Hey thanks for the reply! I'll admit that paper lost me pretty quickly, so I am probably missing a subtle point. But it feels deeply unintuitive since frequency and wavelength are just two different ways of describing the same physical quantity.

So if I have a given source of photons, how the heck does the color of photons delivering most cumulative power change whether I choose to describe that color based on its wavelength or it's frequency?

Is there an analogue to something like sound energy or is this quantum physics weirdness?

(These are semi rhetorical questions... I'm not expecting you to explain unless you really feel like it 😀)
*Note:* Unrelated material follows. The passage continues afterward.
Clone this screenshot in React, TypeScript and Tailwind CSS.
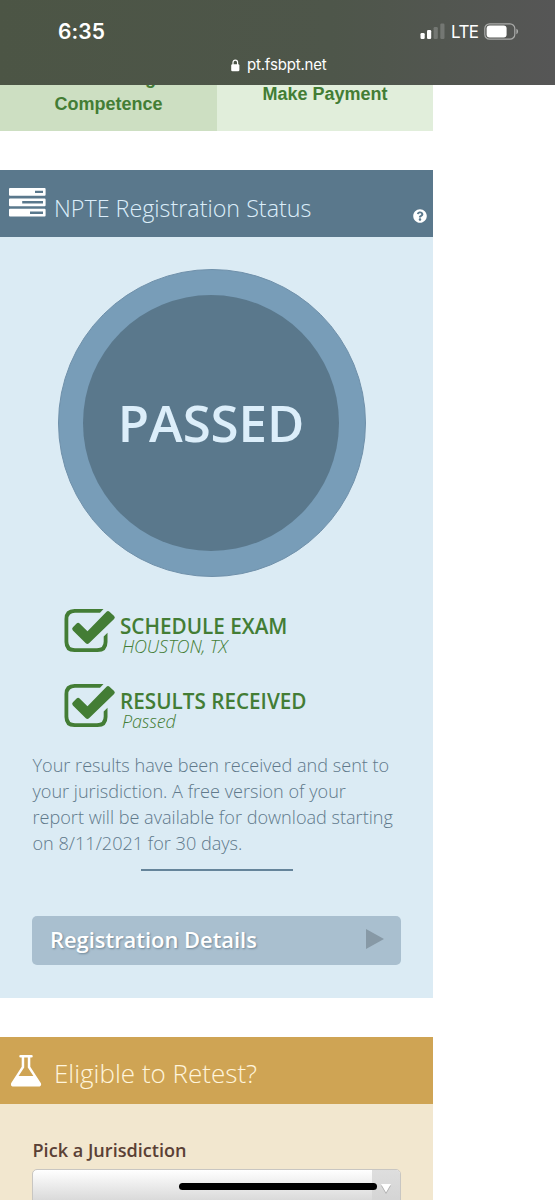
import React from "react";
import { FaQuestionCircle } from "react-icons/fa";

function StatusBar() {
  return (
    <header className="relative z-10 h-[85px] w-full shrink-0 bg-linear-to-r from-[#4c5545] via-[#4e564a] via-60% to-[#565656] font-['Inter',sans-serif] text-white">
      <div className="flex h-[50px] items-start justify-between pt-[18px] pr-9 pl-[58px]">
        <span className="text-[21px] leading-7 font-semibold tracking-[0.1px]">6:35</span>
        <div className="flex items-start pt-[5px]">
          <svg width="26" height="17" viewBox="0 0 26 17" fill="white">
            <rect x="0.5" y="10" width="4.2" height="6" rx="1.2" />
            <rect x="7" y="7" width="4.2" height="9" rx="1.2" />
            <rect x="13.6" y="4" width="4.2" height="12" rx="1.2" opacity=".2" />
            <rect x="20.3" y="0.5" width="4.2" height="15.5" rx="1.2" opacity=".2" />
          </svg>
          <span className="ml-[5px] w-[33px] text-[17px] leading-[19px] tracking-[-0.6px]">LTE</span>
          <svg width="35" height="17" viewBox="0 0 35 17">
            <rect x="0.8" y="0.8" width="30" height="15.4" rx="4.8" fill="none" stroke="white" strokeOpacity=".5" strokeWidth="1.2" />
            <rect x="2.6" y="2.6" width="20" height="11.8" rx="3" fill="white" />
            <path d="M32.4 5.8c2.2.7 2.2 4.7 0 5.4z" fill="white" opacity=".5" />
          </svg>
        </div>
      </div>
      <div className="flex items-start pl-[231px]">
        <svg className="mt-[9px]" width="9" height="13" viewBox="0 0 9 13">
          <rect x="0.2" y="5.2" width="8.2" height="7" rx="1.3" fill="white" />
          <path d="M2 6V3.4a2.3 2.3 0 0 1 4.6 0V6" fill="none" stroke="white" strokeWidth="1.2" />
        </svg>
        <span className="ml-[7px] pt-[5px] text-[15px] leading-5 tracking-[-0.18px] whitespace-nowrap">pt.fsbpt.net</span>
      </div>
    </header>
  );
}

function QuickLinks() {
  return (
    <nav className="-mt-[20px] flex h-[66px] shrink-0 text-center font-['Liberation_Sans',sans-serif] text-[18px] leading-[26px] font-bold text-[#437d35]">
      <a className="w-[217px] bg-[#cddfc2]">
        Continuing
        <br />
        Competence
      </a>
      <a className="w-[216px] bg-[#e1eedb] pt-[16px]">Make Payment</a>
    </nav>
  );
}

function TasksIcon() {
  return (
    <svg width="37" height="30" viewBox="0 0 37 30" fill="white" fillRule="evenodd">
      <path d="M1 0h34.6a1 1 0 0 1 1 1v5.800a1 1 0 0 1-1 1H1a1 1 0 0 1-1-1V1a1 1 0 0 1 1-1zM26 2.700v2.400h8V2.700z" />
      <path d="M1 10.400h34.600a1 1 0 0 1 1 1v5.800a1 1 0 0 1-1 1H1a1 1 0 0 1-1-1v-5.800a1 1 0 0 1 1-1zM13.200 13.100v2.400H34v-2.400z" />
      <path d="M1 20.800h34.600a1 1 0 0 1 1 1v5.800a1 1 0 0 1-1 1H1a1 1 0 0 1-1-1v-5.800a1 1 0 0 1 1-1zM21 23.500v2.400h13v-2.400z" />
    </svg>
  );
}

function FlaskIcon() {
  return (
    <svg width="31" height="32" viewBox="0 0 31 32" fill="white" fillRule="evenodd">
      <path d="M9.500 0h11a1.200 1.200 0 0 1 0 2.500h-1.200v9.300l10.300 16c1.300 2 .1 3.700-2 3.700H2.400c-2.100 0-3.300-1.700-2-3.700l10.300-16V2.500H9.500a1.200 1.200 0 0 1 0-2.500zM13.200 2.500v10L7.600 21h14.800l-5.600-8.500v-10z" />
    </svg>
  );
}

function Step({ title, note }: { title: string; note: string }) {
  return (
    <li className="flex h-[75px] items-start">
      <svg width="52" height="46" viewBox="0 0 52 46" fill="#437d35">
        <path d="M39.500 0L36 3.800H11Q4.300 3.800 4.300 10.500V32.500Q4.300 39.300 11 39.300H33Q39.700 39.300 39.700 32.500V27.500L43.500 23.700V33Q43.500 43 33.500 43H10.500Q.5 43 .5 33V10Q.5 0 10.500 0z" />
        <path d="M8.900 18.200l3.700-3.700q1.500-1.500 3 0l7.900 7.700L42.500 2.800q1.500-1.500 3 0l4.600 4.100q1.500 1.500 0 3L25 34.300q-1.600 1.500-3.200 0L8.900 21.400q-1.600-1.600 0-3.200z" />
      </svg>
      <div className="pl-1">
        <div className="pt-[7px] text-[20.700px] leading-[21px] font-semibold whitespace-nowrap">{title}</div>
        <div className="pl-[2px] text-[18px] leading-[19px] font-light tracking-[-0.15px] italic">{note}</div>
      </div>
    </li>
  );
}

export default function App() {
  return (
    <div className="flex h-[1200px] w-[555px] flex-col overflow-hidden bg-white font-['Open_Sans',sans-serif]">
      <StatusBar />
      <QuickLinks />
      <section className="mt-[39px] flex h-[828px] w-[433px] shrink-0 flex-col bg-[#dbebf4]">
        <div className="flex h-[67px] shrink-0 items-start bg-[#5a788c] pl-[9px] text-[#dceefa]">
          <div className="mt-[18px] w-[45px]">
            <TasksIcon />
          </div>
          <h2 className="mt-[20px] w-[359px] text-[23.300px] leading-9 font-light whitespace-nowrap">NPTE Registration Status</h2>
          <FaQuestionCircle className="mt-[39px] text-white" size={14} />
        </div>
        <div className="mt-[32px] ml-[58px] flex size-[308px] shrink-0 items-center rounded-full border border-[#6f90aa] bg-[#789db8] pl-[24px]">
          <div className="flex size-[256px] items-center justify-center rounded-full bg-[#5a788c]">
            <span className="-mt-[3px] text-[51px] leading-[60px] font-semibold tracking-[-0.1px] text-[#dceefa]">PASSED</span>
          </div>
        </div>
        <ul className="mt-[32px] ml-[64px] text-[#437d35]">
          <Step title="SCHEDULE EXAM" note="HOUSTON, TX" />
          <Step title="RESULTS RECEIVED" note="Passed" />
        </ul>
        <p className="-mt-[7px] ml-[32.500px] text-[18.100px] leading-[26px] font-light whitespace-nowrap text-[#60798b]">
          Your results have been received and sent to
          <br />
          your jurisdiction. A free version of your
          <br />
          report will be available for download starting
          <br />
          on 8/11/2021 for 30 days.
        </p>
        <div className="mt-[13px] ml-[141px] h-[1.500px] w-[152px] shrink-0 bg-[#65849a]" />
        <button className="mt-[45px] ml-[32px] flex h-[49px] w-[369px] shrink-0 items-center justify-between rounded-[5px] bg-[#a9bfcf] pr-[17px] pl-[18px] text-white">
          <span className="-mt-px text-[21.900px] leading-8 font-semibold [text-shadow:1px_1px_2px_#6f8798]">Registration Details</span>
          <svg width="18" height="20" viewBox="0 0 18 20" className="-mt-[3px]">
            <path d="M0 0L18 10L0 20z" fill="#8799a6" />
          </svg>
        </button>
      </section>
      <section className="mt-[39px] h-[163px] w-[433px] shrink-0 bg-[#f2e7cf]">
        <div className="flex h-[67px] items-start bg-[#cfa454] pl-[11px]">
          <div className="mt-[18px] w-[43px]">
            <FlaskIcon />
          </div>
          <h2 className="mt-[18px] text-[26px] leading-9 font-light whitespace-nowrap text-[#fff5dc]">Eligible to Retest?</h2>
        </div>
        <label className="block pt-[34px] pl-[32.500px] text-[18.100px] leading-6 font-semibold text-[#5a4035]">Pick a Jurisdiction</label>
        <div className="mt-[7px] ml-[32px] flex h-[50px] w-[369px] overflow-hidden rounded-[5px] border border-[#c8c6c2] bg-linear-to-b from-white to-[#c4c4c4]">
          <div className="flex-1" />
          <div className="flex w-[28px] justify-center bg-linear-to-b from-[#dedede] to-[#cfcfcf] pt-[14px]">
            <svg width="10" height="10" viewBox="0 0 10 10">
              <path d="M0 1.500h10L5 10z" fill="#aaa" />
              <path d="M0 0h10L5 8.500z" fill="white" />
            </svg>
          </div>
        </div>
      </section>
      <div className="absolute top-[1183px] left-[179px] h-[7px] w-[198px] rounded-full bg-black" />
    </div>
  );
}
So we can see the where this weirdness comes from when we look at the energy for a photon, E=hf=hc/λ

When we integrate we sort of slice the function in fixed intervals, what i called above df and dλ. So let's see what is the difference in energy when our frequency interval is, for example, 1000 Hz, and use a concrete example with 100 Hz and 1100 Hz. Then ΔE = E(1100 Hz) - E(100 Hz) = h·(1100 Hz - 100 Hz) = h·(1000 Hz) = 6.626×10^-31 joules. You can check that this difference in energy will be the same if we had used any other frequencies as long as they had been 1000 Hz apart.

Now let's do the same with a fixed interval in wavelength. We'll use 1000 nm and start at 100 nm. Then ΔE = E(100 nm) - E(1100 nm) = hc·(1/(100 nm)-1/(1100 nm)) = 1.806×10^-18 joules. This energy corresponds to a frequency interval of 2.725×10^15 hertz. Now let's do one more step. ΔE = E(1100 nm) - E(2100 nm) = 8.599×10^-20 joules, which corresponds to a frequency interval of 1.298×10^14 hertz.

So the energy emitted in a fixed frequency interval is not comparable to the energy emitted in a wavelength interval. To account for this the very function that is being integrated has to be different, as in the end what's relevant is the result of the integral: the total energy radiated. This result has to be the same independent of the variable we use to integrate. That's why the peaks in frequency are different to those in wavelength: the peaks depend on the function, and the functions aren't the same.